Вера указывает человеку необходимый путь жизни. Эта необходимость не есть «причинно-определенная неизбежность» известных поступков или событий; все такие неизбежности изучаются в эмпирических науках и подлежат законам природы. Напротив, религиозная необходимость – есть необходимость ценности и подлежит закону духовной свободы. Эту необходимость избирает религиозная воля; ее предпочитает религиозное сердце; она есть духовно-естественный исход в жизни; если угодно, ее можно обозначить как должную, в смысле совестного зова, или духовного призвания, или религиозной миссии; ее можно охарактеризовать как единственно-приемлемую в религиозном отношении. Конечно, может всегда оказаться, что эта единственно-приемлемая необходимость сопряжена в жизни с чрезвычайными затруднениями или даже окажется просто неосуществимой. Это может поставить религиозного человека перед выбором: или свернуть со своего пути (уступить, отказаться, изменить), или принять все трудности и опасности и, может быть – «погибнуть». Личная смерть на избранном пути может оказаться неизбежной. Люди начнут отговаривать прямо-идущего, грозить, пугать, убеждать его; и все без успеха: он останется непреклонным и предпочтет опасность и смерть. А им покажется, что он «действует как одержимый».

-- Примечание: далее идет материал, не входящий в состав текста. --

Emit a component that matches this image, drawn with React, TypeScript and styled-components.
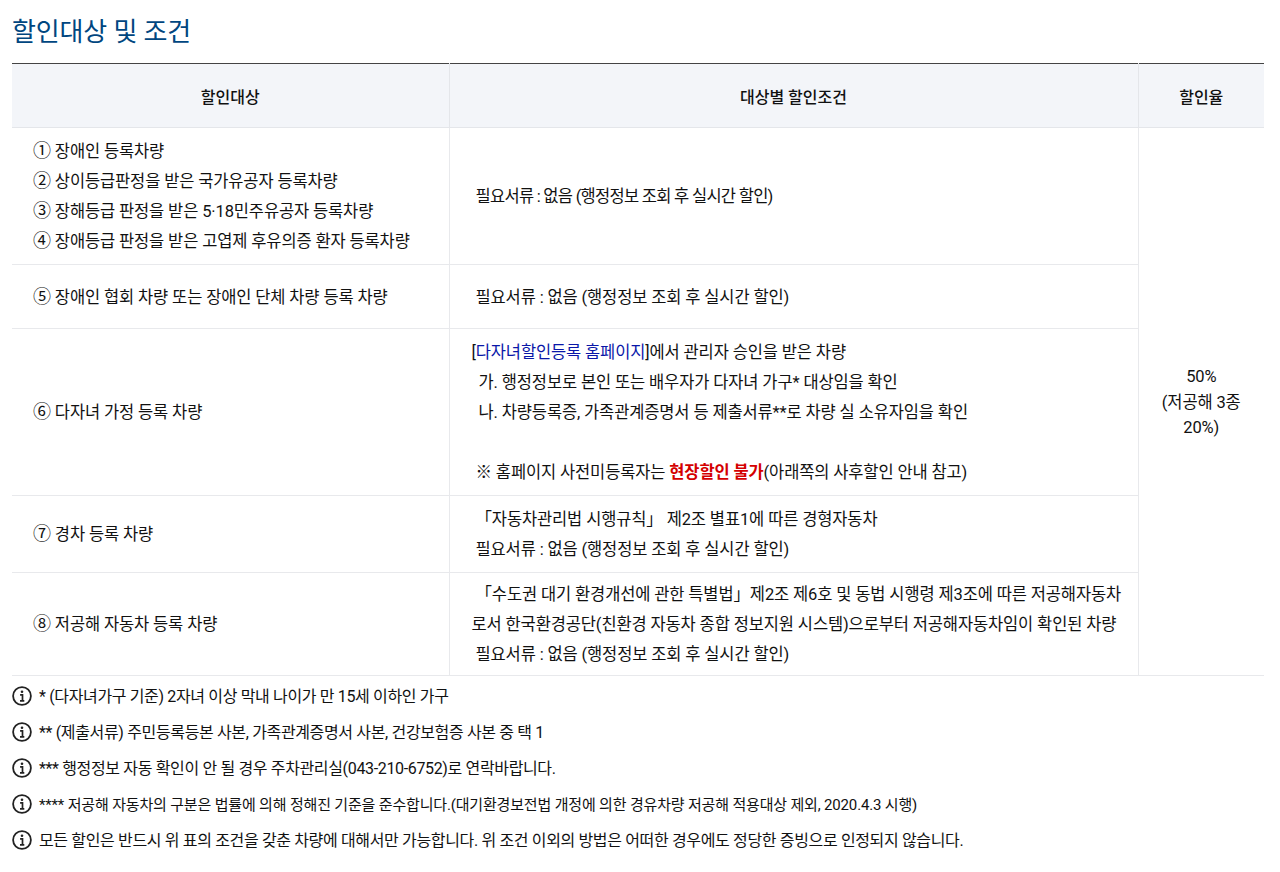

Это означает, что религиозная очевидность, раз овладевшая личной купиной – ставит вопрос о всей жизни и о самой жизни. Она создает окончательное прикрепление души к Богу и человек испытывает духовную невозможность жить вне этого прикрепления. С утратой этих предметных содержаний жизнь его превращается в пустыню, в могилу, лишается смысла, перестает быть жизнью: ибо она святится, осмысливается и животворится ими. Лишившись их, религиозный человек – или погибнет в борьбе за их восстановление, или угаснет от духовного и душевного опустошения. Одна мысль о возможности их лишения, или тем более, их уничтожения – заставляет его в мысли, в чувстве и в волевом решении предпочесть борьбу насмерть.